The Army last month completed a test of ruggedized notebook computers for combat
vehicles.


The 4th Infantry Division’s 1st Brigade at Fort Hood, Texas, evaluated computers
from Litton Data Systems of San Diego, Calif., and Phoenix Group Inc. of Hauppauge, N.Y.
The Army used the notebooks on about 230 vehicles, including Humvees, M-1 Abrams tanks and
Bradley Fighting Vehicles.


Arthur Money, the senior civilian official in the Office of the Assistant Secretary of
Defense for Command, Control, Communications and Intelligence, and Lt. Gen. William
Campbell, the Army’s director of information systems for command, control,
communications and computers, were at Fort Hood Aug. 21 to observe the test.

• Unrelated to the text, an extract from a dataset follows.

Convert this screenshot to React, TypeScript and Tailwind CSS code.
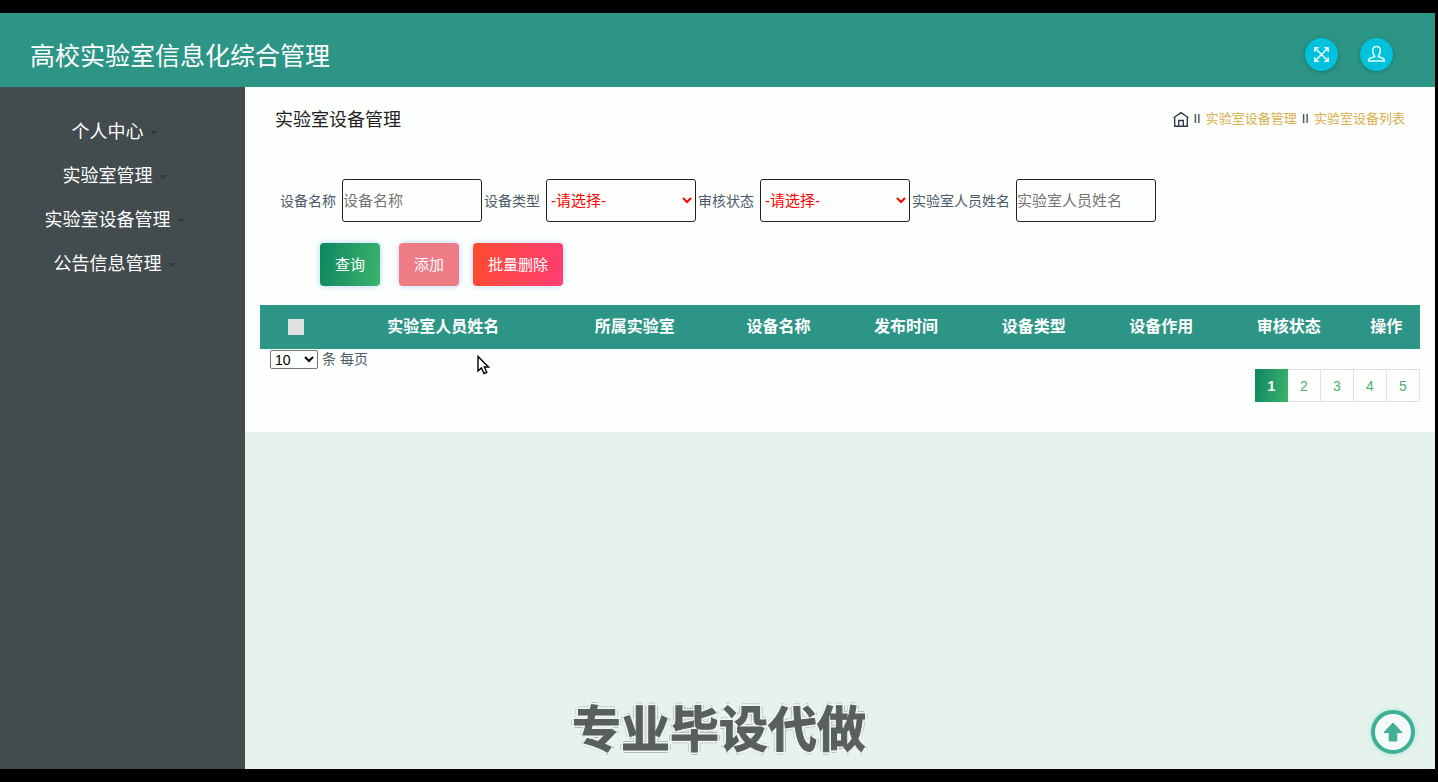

Army officials tested about 190 notebooks from PGI, including 150 with touch screens.
PGI’s Condor Applique+ is a rugged, dual 200-MHz Pentium Pro notebook with 64M of
RAM, expandable to 512M, and a 2.4G hard drive, in a removable, shock-resistant cartridge.
The Condor has a detachable keyboard and a 10.4- or 12.1-inch touch-screen display that
can be viewed in full sunlight.


Army technicians also tested 40 ruggedized Litton V2 PCs. The 200-MHz Pentium notebook
has 16M of RAM, expandable to 256M RAM, and a 500M to 2G removable hard drive. But its
display—either a 10.4-inch, 256-color active-matrix LCD panel or a 9.4-inch
monochrome LCD with 16 shades of gray—is not a touch screen and does not include
sunlight-readable technology.


“The Condor Applique+ performed great at the limited users test, and we were very
happy with it,” said Neil Siegel, vice president and general manager for tactical
systems at TRW Inc., the Army’s prime contractor for developing battlefield notebook
systems. “I don’t anticipate that Litton’s V2 computer, per se, is part of
our long-term plans.”


Litton and PGI are subcontractors to TRW, which in 1995 won a five-year, $282 million
contract to develop and test Force XXI Battle Command Brigade and Below (FBCB2) hardware
and software. The Army wants the FBCB2 computers, called Appliques, to let brigade,
battalion and company commanders identify the location and activities of their own
soldiers and enemy forces.


During the March 1997 Advanced Warfighting Experiment at Fort Irwin, Calif., soldiers
reported difficulty reading information on their computer screens because of sun glare.
The Army tested four kinds of computers at the AWE, including a 75-MHz notebook computer
from Compaq Computer Corp. But commercial PCs couldn’t withstand the wear and tear of
the Mojave desert, Army officials said.


Both the Litton and PGI computers comply with military standards for operations in
extreme heat, humidity and freezing temperatures as well as vibration, shock, sand, dust
and rain. But only PGI’s Condor Applique+ had a display readable in sunlight,
officials said.


The Army plans to run the FBCB2 initial operational test and evaluation in October
1999. The service wants to equip the first digitized division by the end of 2000 with
notebook computers that are close in design to the Condor Applique+, Siegel said.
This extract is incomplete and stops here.